┌──

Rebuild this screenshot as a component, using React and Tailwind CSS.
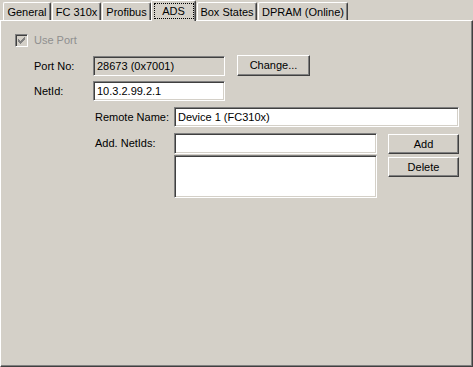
import React from 'react';

const sunken =
  'border border-t-[#808080] border-l-[#808080] border-r-white border-b-white shadow-[inset_1px_1px_0_#404040,inset_-1px_-1px_0_#d4d0c8]';
const raised =
  'border border-t-white border-l-white border-r-[#404040] border-b-[#404040] shadow-[inset_-1px_-1px_0_#808080]';

function Tab({ label, w, selected, first }) {
  if (selected) {
    return (
      <div
        className={`relative z-10 -mb-px h-[21px] flex items-start justify-center pt-[2px] bg-[#d4d0c8] border-t border-l border-white border-r border-r-[#404040] rounded-t-[2px] shadow-[inset_-1px_0_0_#808080] ${w}`}
      >
        <span className="w-[40px] h-[16px] flex items-center justify-center border border-dotted border-black">{label}</span>
      </div>
    );
  }
  return (
    <div
      className={`h-[18px] flex items-center justify-center pt-px border-t border-l border-white border-r border-r-[#404040] rounded-t-[2px] shadow-[inset_-1px_0_0_#808080] ${first ? '' : 'ml-px'} ${w}`}
    >
      {label}
    </div>
  );
}

export default function App() {
  return (
    <div className="w-[473px] h-[367px] bg-[#d4d0c8] overflow-hidden font-['Liberation_Sans',Arial,sans-serif] text-[11px] text-black">
      {/* Tab strip */}
      <div className="flex items-end h-[20px] pl-[3px]">
        <Tab label="General" w="w-[48px]" first />
        <Tab label="FC 310x" w="w-[49px]" />
        <Tab label="Profibus" w="w-[49px]" />
        <Tab label="ADS" w="w-[45px]" selected />
        <Tab label="Box States" w="w-[60px]" />
        <Tab label="DPRAM (Online)" w="w-[90px]" />
      </div>

      {/* Page */}
      <div className="h-[347px] border border-t-white border-l-white border-r-[#404040] border-b-[#404040] shadow-[inset_-1px_-1px_0_#808080] pl-[14px] pt-[13px]">
        {/* Use Port */}
        <div className="flex items-center h-[13px] gap-[6px]">
          <div className={`w-[13px] h-[13px] flex items-center justify-center bg-[#d4d0c8] ${sunken}`}>
            <svg width="7" height="7" viewBox="0 0 7 7" shapeRendering="crispEdges">
              <path
                fill="#808080"
                d="M6 0h1v1h-1z M5 1h2v1h-2z M0 2h1v1h-1z M4 2h3v1h-3z M0 3h2v1h-2z M3 3h3v1h-3z M0 4h5v1h-5z M1 5h3v1h-3z M2 6h1v1h-1z"
              />
            </svg>
          </div>
          <span className="text-[#8f8f8f]">Use Port</span>
        </div>

        {/* Port No */}
        <div className="mt-[8px] flex items-start">
          <div className="ml-[19px] w-[59px] h-[20px] mt-px flex items-center">Port No:</div>
          <div className={`w-[132px] h-[20px] mt-px flex items-center pl-[3px] bg-[#d4d0c8] ${sunken}`}>28673 (0x7001)</div>
          <button className={`ml-[12px] w-[73px] h-[21px] flex items-center justify-center bg-[#d4d0c8] ${raised}`}>
            Change...
          </button>
        </div>

        {/* NetId */}
        <div className="mt-[5px] flex items-start">
          <div className="ml-[19px] w-[59px] h-[20px] flex items-center">NetId:</div>
          <div className={`w-[132px] h-[20px] flex items-center pl-[3px] bg-white ${sunken}`}>10.3.2.99.2.1</div>
        </div>

        {/* Remote Name */}
        <div className="mt-[6px] flex items-start">
          <div className="ml-[80px] w-[79px] h-[20px] flex items-center">Remote Name:</div>
          <div className={`w-[285px] h-[20px] flex items-center pl-[3px] bg-white ${sunken}`}>Device 1 (FC310x)</div>
        </div>

        {/* Add. NetIds */}
        <div className="mt-[6px] flex items-start">
          <div className="ml-[80px] w-[79px] h-[20px] flex items-center">Add. NetIds:</div>
          <div className="flex flex-col w-[203px]">
            <div className={`h-[21px] bg-white ${sunken}`}></div>
            <div className={`mt-px h-[43px] bg-white ${sunken}`}></div>
          </div>
          <div className="ml-[11px] flex flex-col w-[71px]">
            <button className={`mt-px h-[20px] flex items-center justify-center bg-[#d4d0c8] ${raised}`}>Add</button>
            <button className={`mt-[3px] h-[20px] flex items-center justify-center bg-[#d4d0c8] ${raised}`}>Delete</button>
          </div>
        </div>
      </div>
    </div>
  );
}
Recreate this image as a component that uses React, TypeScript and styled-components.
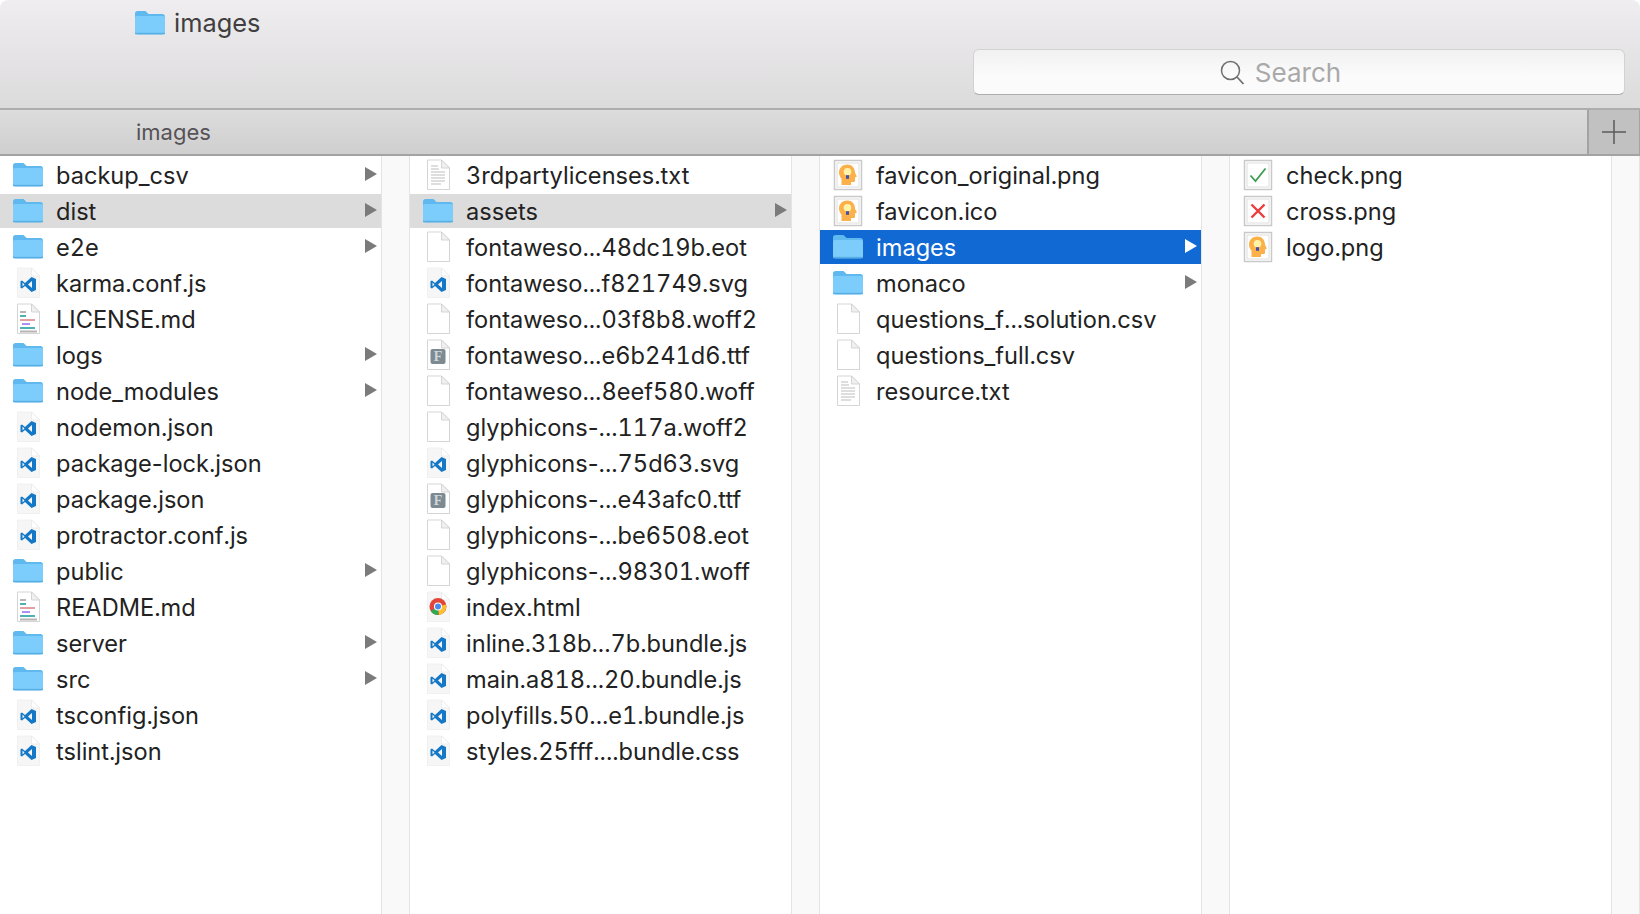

└──

> PROBLEM:
Leave out the pictures and print each record exactly as it stands.

> SOLVED PROBLEM:
Rebuild this screenshot as a component, using React and Tailwind CSS.
import React from 'react';

const sunken =
  'border border-t-[#808080] border-l-[#808080] border-r-white border-b-white shadow-[inset_1px_1px_0_#404040,inset_-1px_-1px_0_#d4d0c8]';
const raised =
  'border border-t-white border-l-white border-r-[#404040] border-b-[#404040] shadow-[inset_-1px_-1px_0_#808080]';

function Tab({ label, w, selected, first }) {
  if (selected) {
    return (
      <div
        className={`relative z-10 -mb-px h-[21px] flex items-start justify-center pt-[2px] bg-[#d4d0c8] border-t border-l border-white border-r border-r-[#404040] rounded-t-[2px] shadow-[inset_-1px_0_0_#808080] ${w}`}
      >
        <span className="w-[40px] h-[16px] flex items-center justify-center border border-dotted border-black">{label}</span>
      </div>
    );
  }
  return (
    <div
      className={`h-[18px] flex items-center justify-center pt-px border-t border-l border-white border-r border-r-[#404040] rounded-t-[2px] shadow-[inset_-1px_0_0_#808080] ${first ? '' : 'ml-px'} ${w}`}
    >
      {label}
    </div>
  );
}

export default function App() {
  return (
    <div className="w-[473px] h-[367px] bg-[#d4d0c8] overflow-hidden font-['Liberation_Sans',Arial,sans-serif] text-[11px] text-black">
      {/* Tab strip */}
      <div className="flex items-end h-[20px] pl-[3px]">
        <Tab label="General" w="w-[48px]" first />
        <Tab label="FC 310x" w="w-[49px]" />
        <Tab label="Profibus" w="w-[49px]" />
        <Tab label="ADS" w="w-[45px]" selected />
        <Tab label="Box States" w="w-[60px]" />
        <Tab label="DPRAM (Online)" w="w-[90px]" />
      </div>

      {/* Page */}
      <div className="h-[347px] border border-t-white border-l-white border-r-[#404040] border-b-[#404040] shadow-[inset_-1px_-1px_0_#808080] pl-[14px] pt-[13px]">
        {/* Use Port */}
        <div className="flex items-center h-[13px] gap-[6px]">
          <div className={`w-[13px] h-[13px] flex items-center justify-center bg-[#d4d0c8] ${sunken}`}>
            <svg width="7" height="7" viewBox="0 0 7 7" shapeRendering="crispEdges">
              <path
                fill="#808080"
                d="M6 0h1v1h-1z M5 1h2v1h-2z M0 2h1v1h-1z M4 2h3v1h-3z M0 3h2v1h-2z M3 3h3v1h-3z M0 4h5v1h-5z M1 5h3v1h-3z M2 6h1v1h-1z"
              />
            </svg>
          </div>
          <span className="text-[#8f8f8f]">Use Port</span>
        </div>

        {/* Port No */}
        <div className="mt-[8px] flex items-start">
          <div className="ml-[19px] w-[59px] h-[20px] mt-px flex items-center">Port No:</div>
          <div className={`w-[132px] h-[20px] mt-px flex items-center pl-[3px] bg-[#d4d0c8] ${sunken}`}>28673 (0x7001)</div>
          <button className={`ml-[12px] w-[73px] h-[21px] flex items-center justify-center bg-[#d4d0c8] ${raised}`}>
            Change...
          </button>
        </div>

        {/* NetId */}
        <div className="mt-[5px] flex items-start">
          <div className="ml-[19px] w-[59px] h-[20px] flex items-center">NetId:</div>
          <div className={`w-[132px] h-[20px] flex items-center pl-[3px] bg-white ${sunken}`}>10.3.2.99.2.1</div>
        </div>

        {/* Remote Name */}
        <div className="mt-[6px] flex items-start">
          <div className="ml-[80px] w-[79px] h-[20px] flex items-center">Remote Name:</div>
          <div className={`w-[285px] h-[20px] flex items-center pl-[3px] bg-white ${sunken}`}>Device 1 (FC310x)</div>
        </div>

        {/* Add. NetIds */}
        <div className="mt-[6px] flex items-start">
          <div className="ml-[80px] w-[79px] h-[20px] flex items-center">Add. NetIds:</div>
          <div className="flex flex-col w-[203px]">
            <div className={`h-[21px] bg-white ${sunken}`}></div>
            <div className={`mt-px h-[43px] bg-white ${sunken}`}></div>
          </div>
          <div className="ml-[11px] flex flex-col w-[71px]">
            <button className={`mt-px h-[20px] flex items-center justify-center bg-[#d4d0c8] ${raised}`}>Add</button>
            <button className={`mt-[3px] h-[20px] flex items-center justify-center bg-[#d4d0c8] ${raised}`}>Delete</button>
          </div>
        </div>
      </div>
    </div>
  );
}
Recreate this image as a component that uses React, TypeScript and styled-components.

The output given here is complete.